Extracted records:
········

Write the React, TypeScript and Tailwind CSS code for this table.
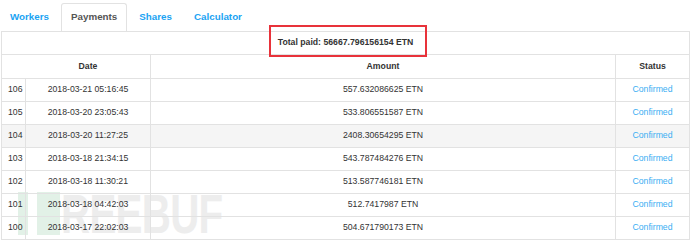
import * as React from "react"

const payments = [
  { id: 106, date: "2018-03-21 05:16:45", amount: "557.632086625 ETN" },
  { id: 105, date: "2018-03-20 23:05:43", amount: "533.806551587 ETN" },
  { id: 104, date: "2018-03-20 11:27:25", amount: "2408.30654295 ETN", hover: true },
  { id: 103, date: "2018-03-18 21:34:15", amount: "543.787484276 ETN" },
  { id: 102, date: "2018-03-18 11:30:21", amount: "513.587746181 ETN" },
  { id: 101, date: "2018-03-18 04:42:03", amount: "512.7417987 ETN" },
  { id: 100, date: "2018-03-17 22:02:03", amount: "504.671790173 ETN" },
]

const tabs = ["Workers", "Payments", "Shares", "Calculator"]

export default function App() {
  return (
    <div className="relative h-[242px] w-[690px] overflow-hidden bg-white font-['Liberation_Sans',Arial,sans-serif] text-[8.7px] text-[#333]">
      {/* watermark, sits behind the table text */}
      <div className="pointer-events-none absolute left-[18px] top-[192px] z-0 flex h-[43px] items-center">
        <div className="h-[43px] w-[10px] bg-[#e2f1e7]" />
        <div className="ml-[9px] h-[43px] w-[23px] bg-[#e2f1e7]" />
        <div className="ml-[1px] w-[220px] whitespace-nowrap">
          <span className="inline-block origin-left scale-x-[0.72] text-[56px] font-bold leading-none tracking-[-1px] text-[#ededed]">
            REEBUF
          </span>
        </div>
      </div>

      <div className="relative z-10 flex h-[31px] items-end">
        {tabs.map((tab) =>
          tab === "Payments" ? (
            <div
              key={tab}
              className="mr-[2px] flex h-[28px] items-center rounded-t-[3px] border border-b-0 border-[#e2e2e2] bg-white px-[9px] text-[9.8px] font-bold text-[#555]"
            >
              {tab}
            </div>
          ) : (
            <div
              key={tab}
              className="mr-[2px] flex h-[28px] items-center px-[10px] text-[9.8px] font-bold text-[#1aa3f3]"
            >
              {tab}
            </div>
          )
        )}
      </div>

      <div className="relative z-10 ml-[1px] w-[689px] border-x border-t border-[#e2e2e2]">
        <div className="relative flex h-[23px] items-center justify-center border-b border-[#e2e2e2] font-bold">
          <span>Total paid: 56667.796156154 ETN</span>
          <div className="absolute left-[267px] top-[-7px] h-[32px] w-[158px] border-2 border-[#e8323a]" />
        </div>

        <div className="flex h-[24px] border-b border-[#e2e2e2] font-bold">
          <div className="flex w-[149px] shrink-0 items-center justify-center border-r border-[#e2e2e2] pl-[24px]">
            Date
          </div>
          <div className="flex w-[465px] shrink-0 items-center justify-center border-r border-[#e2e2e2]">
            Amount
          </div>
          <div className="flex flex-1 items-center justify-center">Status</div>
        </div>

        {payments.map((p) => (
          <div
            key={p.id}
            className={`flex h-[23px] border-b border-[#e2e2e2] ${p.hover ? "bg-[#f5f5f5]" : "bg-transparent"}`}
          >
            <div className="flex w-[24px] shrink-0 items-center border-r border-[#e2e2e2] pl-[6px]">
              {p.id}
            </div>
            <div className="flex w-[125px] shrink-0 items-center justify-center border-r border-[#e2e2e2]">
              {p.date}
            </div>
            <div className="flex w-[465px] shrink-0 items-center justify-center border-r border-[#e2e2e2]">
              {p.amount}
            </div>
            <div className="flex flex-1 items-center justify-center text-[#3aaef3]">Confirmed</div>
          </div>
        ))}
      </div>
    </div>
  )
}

········

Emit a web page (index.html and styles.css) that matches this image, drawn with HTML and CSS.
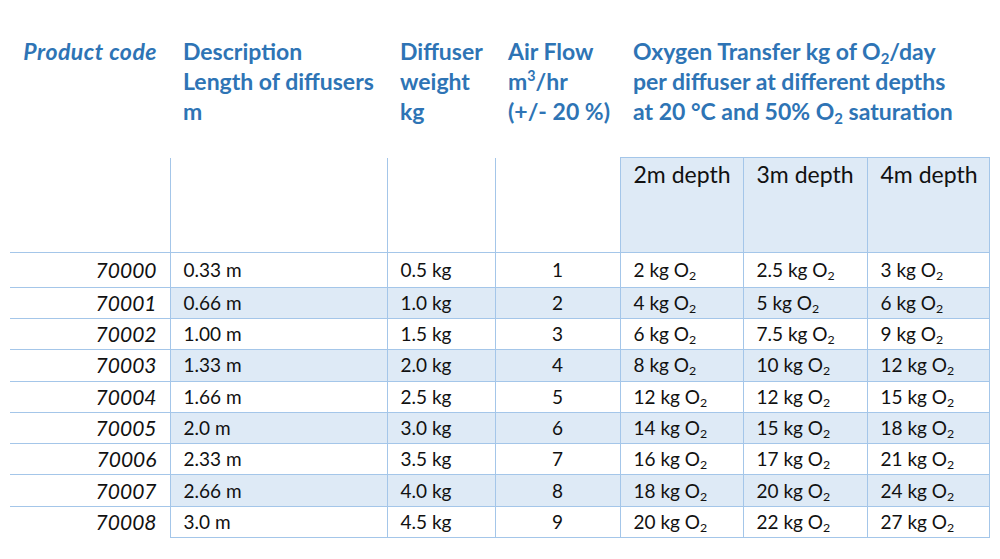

········

What you will do: Reproduce exactly, and only, the lines from the one containing "Write the React, TypeScript" through the one containing "import * as", including both; leave out any pictures.

Final result:
Write the React, TypeScript and Tailwind CSS code for this table.
import * as React from "react"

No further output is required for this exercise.